Although they’ve skillfully built and maneuvered their rival reputations in bond arenas worldwide, the warring kingdoms that lay siege to the Bond King throne, might just benefit from a less enlightened perspective – say, from the dark ages.
While Gundlach and Gross have a semantic squabble over the upside threshold in yields that might delineate the end of the three-decade old bull market in bonds, perhaps they should stop viewing the bond world as round and come to the apparent reality that it’s more flat than circular here in the trough of the long-term cycle.
* Click to enlarge images
In this construct, the unidirectional sovereign yield winds died – or more appropriately – transitioned, years back in 2011 and 2012. Although short-term yields and the dollar have risen in tandem as the US economic expansion led the world out of the financial crisis, long-term yields have taken a more lateral path into the trough with what we suspect will be doldrum conditions blowing east to west at best – rather than the prevailing winds we experienced out of the north for thirty years. How long the journey along this yield equator will take is anyone’s guess, but by our estimation of previous long-term cycles (most recently, Here), likely has further seas to float before the strong updrafts of the Westerlies can bring us to the higher-latitudes of a "New World".

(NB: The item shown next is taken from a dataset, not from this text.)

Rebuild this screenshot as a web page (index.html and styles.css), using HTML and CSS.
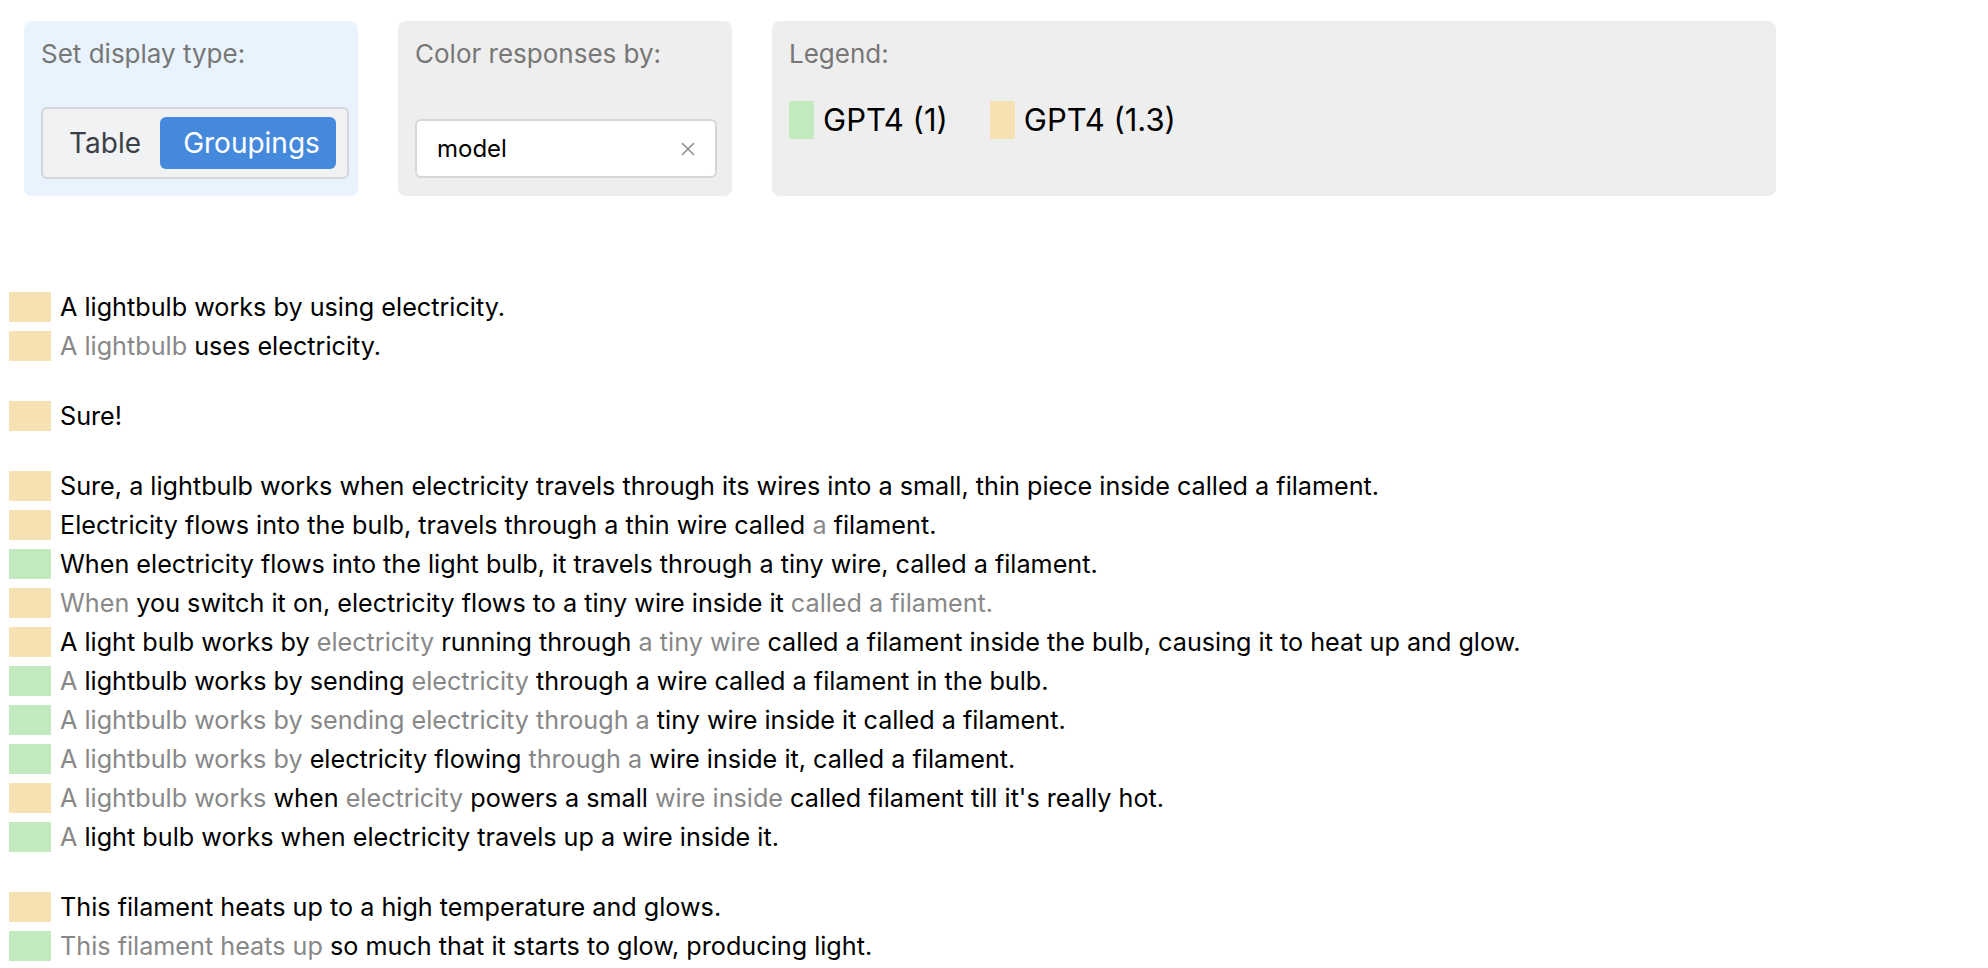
FILE: index.html
```html
<!DOCTYPE html>
<html lang="en">
  <head>
    <meta charset="UTF-8" />
    <meta name="viewport" content="width=device-width, initial-scale=1.0" />
    <title>Response Groupings</title>
    <link rel="stylesheet" href="styles.css">
  </head>

  <body>
    <div id="controls-container">
      <div class="panel panel-blue panel-display">
        <div class="panel-label">Set display type:</div>
        <div class="segmented">
          <button class="segment">Table</button>
          <button class="segment active">Groupings</button>
        </div>
      </div>

      <div class="panel panel-color">
        <div class="panel-label">Color responses by:</div>
        <div class="select-box">
          <span class="select-value">model</span>
          <svg class="select-clear" width="14" height="14" viewBox="0 0 14 14">
            <path d="M1.5 1.5 L12.5 12.5 M12.5 1.5 L1.5 12.5" stroke="#8a8d91" stroke-width="1.6" fill="none" stroke-linecap="round" />
          </svg>
        </div>
      </div>

      <div class="panel panel-legend">
        <div class="panel-label">Legend:</div>
        <div class="legend-items">
          <div class="legend-item"><span class="legend-swatch green"></span>GPT4 (1)</div>
          <div class="legend-item"><span class="legend-swatch yellow"></span>GPT4 (1.3)</div>
        </div>
      </div>
    </div>

    <div id="result-container">
      <div class="group">
        <div class="row"><span class="swatch yellow"></span><p class="response">A lightbulb works by using electricity.</p></div>
        <div class="row"><span class="swatch yellow"></span><p class="response"><span class="dim">A lightbulb</span> uses electricity.</p></div>
      </div>

      <div class="group">
        <div class="row"><span class="swatch yellow"></span><p class="response">Sure!</p></div>
      </div>

      <div class="group">
        <div class="row"><span class="swatch yellow"></span><p class="response">Sure, a lightbulb works when electricity travels through its wires into a small, thin piece inside called a filament.</p></div>
        <div class="row"><span class="swatch yellow"></span><p class="response">Electricity flows into the bulb, travels through a thin wire called <span class="dim">a</span> filament.</p></div>
        <div class="row"><span class="swatch green"></span><p class="response">When electricity flows into the light bulb, it travels through a tiny wire, called a filament.</p></div>
        <div class="row"><span class="swatch yellow"></span><p class="response"><span class="dim">When</span> you switch it on, electricity flows to a tiny wire inside it <span class="dim">called a filament.</span></p></div>
        <div class="row"><span class="swatch yellow"></span><p class="response">A light bulb works by <span class="dim">electricity</span> running through <span class="dim">a tiny wire</span> called a filament inside the bulb, causing it to heat up and glow.</p></div>
        <div class="row"><span class="swatch green"></span><p class="response"><span class="dim">A</span> lightbulb works by sending <span class="dim">electricity</span> through a wire called a filament in the bulb.</p></div>
        <div class="row"><span class="swatch green"></span><p class="response"><span class="dim">A lightbulb works by sending electricity through a</span> tiny wire inside it called a filament.</p></div>
        <div class="row"><span class="swatch green"></span><p class="response"><span class="dim">A lightbulb works by</span> electricity flowing <span class="dim">through a</span> wire inside it, called a filament.</p></div>
        <div class="row"><span class="swatch yellow"></span><p class="response"><span class="dim">A lightbulb works</span> when <span class="dim">electricity</span> powers a small <span class="dim">wire inside</span> called filament till it's really hot.</p></div>
        <div class="row"><span class="swatch green"></span><p class="response"><span class="dim">A</span> light bulb works when electricity travels up a wire inside it.</p></div>
      </div>

      <div class="group">
        <div class="row"><span class="swatch yellow"></span><p class="response">This filament heats up to a high temperature and glows.</p></div>
        <div class="row"><span class="swatch green"></span><p class="response"><span class="dim">This filament heats up</span> so much that it starts to glow, producing light.</p></div>
      </div>
    </div>
  </body>
</html>
```

FILE: styles.css
```css
body {
  margin: 0;
  font-family: Inter, "Noto Sans", sans-serif;
  color: #000;
  background: #fff;
}

#controls-container {
  display: flex;
  flex-direction: row;
  gap: 40px;
  padding: 21px 24px 0;
}

.panel {
  display: flex;
  flex-direction: column;
  height: 175px;
  padding: 17px 17px 17px;
  box-sizing: border-box;
  border-radius: 8px;
  background: #eeeeee;
}

.panel-blue {
  background: #e9f3fd;
}

.panel-display,
.panel-color {
  width: 334px;
}

.panel-legend {
  width: 1004px;
}

.panel-label {
  font-size: 26px;
  line-height: 31px;
  color: #777;
}

/* display type switch */
.segmented {
  display: flex;
  margin-top: auto;
  width: 308px;
  height: 72px;
  padding: 8px 11px 8px 7px;
  box-sizing: border-box;
  border: 2px solid #d3d6da;
  border-radius: 6px;
  background: #f1f2f4;
}

.segment {
  border: none;
  background: none;
  font-family: Inter, sans-serif;
  font-size: 28px;
  color: #3b4046;
  border-radius: 6px;
  padding: 0;
  cursor: pointer;
}

.segment:first-child {
  width: 110px;
}

.segment.active {
  flex: 1;
  padding-left: 7px;
  background: #4589dd;
  color: #fff;
}

/* color by select */
.select-box {
  display: flex;
  align-items: center;
  margin-top: auto;
  margin-bottom: 1px;
  width: 302px;
  height: 59px;
  padding: 0 20px 0 20px;
  box-sizing: border-box;
  border: 2px solid #d3d6da;
  border-radius: 6px;
  background: #fff;
}

.select-value {
  flex: 1;
  font-size: 24px;
  color: #000;
}

/* legend */
.legend-items {
  display: flex;
  gap: 42px;
  margin-top: 32px;
}

.legend-item {
  display: flex;
  align-items: center;
  gap: 9px;
  font-size: 31px;
  line-height: 38px;
}

.legend-swatch {
  width: 25px;
  height: 38px;
}

/* grouped responses */
#result-container {
  margin-top: 96px;
  padding-left: 9px;
}

.group {
  display: flex;
  flex-direction: column;
  gap: 9px;
  margin-bottom: 40px;
}

.row {
  display: flex;
  align-items: center;
  gap: 9px;
  height: 30px;
}

.swatch {
  flex: none;
  width: 42px;
  height: 30px;
}

.yellow {
  background: #f5e1b2;
}

.green {
  background: #c3eabf;
}

.response {
  margin: 0;
  font-size: 25.2px;
  line-height: 30px;
  white-space: nowrap;
}

.dim {
  color: #888;
}
```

What’s happened since the US election is that budding optimism that the ship is now sailing away from the "Old World", has helped shorter-term yields and the US dollar “breakout”, which can be viewed as a welcome shift in the economy’s tell-tails. What’s become the “Trump-rally”, led by broad buying in infrastructure and bank stocks, is a reflationary move that actually began before the election, but re-magnified with a new administration about to control both houses of Congress. The bet now is that Trump becomes Columbus and succeeds at rekindling growth on the back of fiscal stimulus and tax cuts. Yes, higher yields and inflation, but alongside stronger growth. Land ho New World - or at least one that feels like the old one of the 1950's...
However – and as we alluded to in previous notes, we believe that’s mostly wishful thinking pulled forward several years, considering the maturity of the current expansion and with the economy at or beyond full employment. While we continue to support a more commodity focused reflationary approach – spearheaded by positions in precious metals, and speculate that the US dollar will turn down again with the US led expansion, we don’t foresee the more healthy expectation that rising inflation will be accompanied with higher growth. Some might call this stagflation; we take a more pragmatic perspective in that it’s just the nature of where we sit in the long-term cycle where inflation could more easily outstrip the reach of nominal yields and growth, causing real yields to decline.

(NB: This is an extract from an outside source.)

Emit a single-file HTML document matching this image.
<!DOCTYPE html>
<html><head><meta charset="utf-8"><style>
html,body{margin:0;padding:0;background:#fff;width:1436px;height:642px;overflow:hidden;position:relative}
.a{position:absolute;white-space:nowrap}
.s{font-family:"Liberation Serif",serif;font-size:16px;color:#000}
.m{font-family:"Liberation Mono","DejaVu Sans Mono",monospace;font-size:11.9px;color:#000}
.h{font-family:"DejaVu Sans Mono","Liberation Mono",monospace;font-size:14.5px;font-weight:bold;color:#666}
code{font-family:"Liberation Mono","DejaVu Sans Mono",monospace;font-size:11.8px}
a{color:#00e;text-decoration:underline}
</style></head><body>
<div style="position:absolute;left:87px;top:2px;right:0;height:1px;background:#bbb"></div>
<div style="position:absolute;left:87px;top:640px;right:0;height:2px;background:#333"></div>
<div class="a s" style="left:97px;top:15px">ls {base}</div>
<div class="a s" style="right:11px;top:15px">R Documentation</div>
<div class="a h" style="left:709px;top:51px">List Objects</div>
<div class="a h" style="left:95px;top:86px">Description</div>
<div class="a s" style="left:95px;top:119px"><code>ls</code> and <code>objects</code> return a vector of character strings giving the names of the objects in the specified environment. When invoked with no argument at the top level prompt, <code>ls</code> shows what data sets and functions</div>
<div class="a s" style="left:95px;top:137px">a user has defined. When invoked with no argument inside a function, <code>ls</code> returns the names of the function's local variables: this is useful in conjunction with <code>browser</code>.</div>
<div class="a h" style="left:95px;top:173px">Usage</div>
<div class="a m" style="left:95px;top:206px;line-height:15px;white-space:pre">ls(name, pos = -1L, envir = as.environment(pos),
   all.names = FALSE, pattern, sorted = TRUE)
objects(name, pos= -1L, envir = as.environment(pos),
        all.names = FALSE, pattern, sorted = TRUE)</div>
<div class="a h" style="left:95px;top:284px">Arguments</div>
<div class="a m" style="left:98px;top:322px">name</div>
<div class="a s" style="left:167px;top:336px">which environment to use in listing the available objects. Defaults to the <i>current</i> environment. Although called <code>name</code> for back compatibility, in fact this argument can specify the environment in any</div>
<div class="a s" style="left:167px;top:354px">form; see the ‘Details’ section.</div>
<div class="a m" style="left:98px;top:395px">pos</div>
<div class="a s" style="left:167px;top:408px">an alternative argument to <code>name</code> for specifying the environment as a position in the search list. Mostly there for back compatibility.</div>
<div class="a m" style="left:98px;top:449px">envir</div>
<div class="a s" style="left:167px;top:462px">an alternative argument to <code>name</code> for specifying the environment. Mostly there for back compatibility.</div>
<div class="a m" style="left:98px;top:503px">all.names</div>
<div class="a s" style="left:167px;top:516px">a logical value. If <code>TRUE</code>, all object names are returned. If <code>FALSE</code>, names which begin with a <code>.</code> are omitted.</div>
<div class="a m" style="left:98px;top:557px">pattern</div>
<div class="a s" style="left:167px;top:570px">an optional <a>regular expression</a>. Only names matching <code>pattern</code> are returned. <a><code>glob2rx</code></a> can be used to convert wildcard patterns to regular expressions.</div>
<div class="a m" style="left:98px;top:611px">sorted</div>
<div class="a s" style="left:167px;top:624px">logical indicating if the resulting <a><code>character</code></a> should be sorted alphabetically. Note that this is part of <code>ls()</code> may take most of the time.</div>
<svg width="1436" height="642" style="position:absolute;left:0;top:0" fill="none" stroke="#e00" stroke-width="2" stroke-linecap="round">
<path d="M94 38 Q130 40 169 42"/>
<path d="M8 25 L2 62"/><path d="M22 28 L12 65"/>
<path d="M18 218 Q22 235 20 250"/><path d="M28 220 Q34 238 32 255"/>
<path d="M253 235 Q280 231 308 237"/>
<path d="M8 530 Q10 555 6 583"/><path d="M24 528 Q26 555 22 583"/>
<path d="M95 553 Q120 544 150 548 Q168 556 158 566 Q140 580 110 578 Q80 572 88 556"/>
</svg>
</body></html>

Moreover, we continue to view the Fed's expectation of raising rates several times a year through 2019 as wildly unrealistic – as well as the markets underlying fears of the 1970’s, where to kill inflation took the mythical axe of Tall Paul Volker and a fed funds rate of 20 percent. This isn’t the 1970’s where yields continued to surge higher, but inflation still had greater reach and more pernicious momentum. Today, we would speculate that a spike in inflation would be more ephemeral and provide a bookend to an equity market cycle that took flight as disinflationary pressures brought yields and growth into the trough of the long-term cycle.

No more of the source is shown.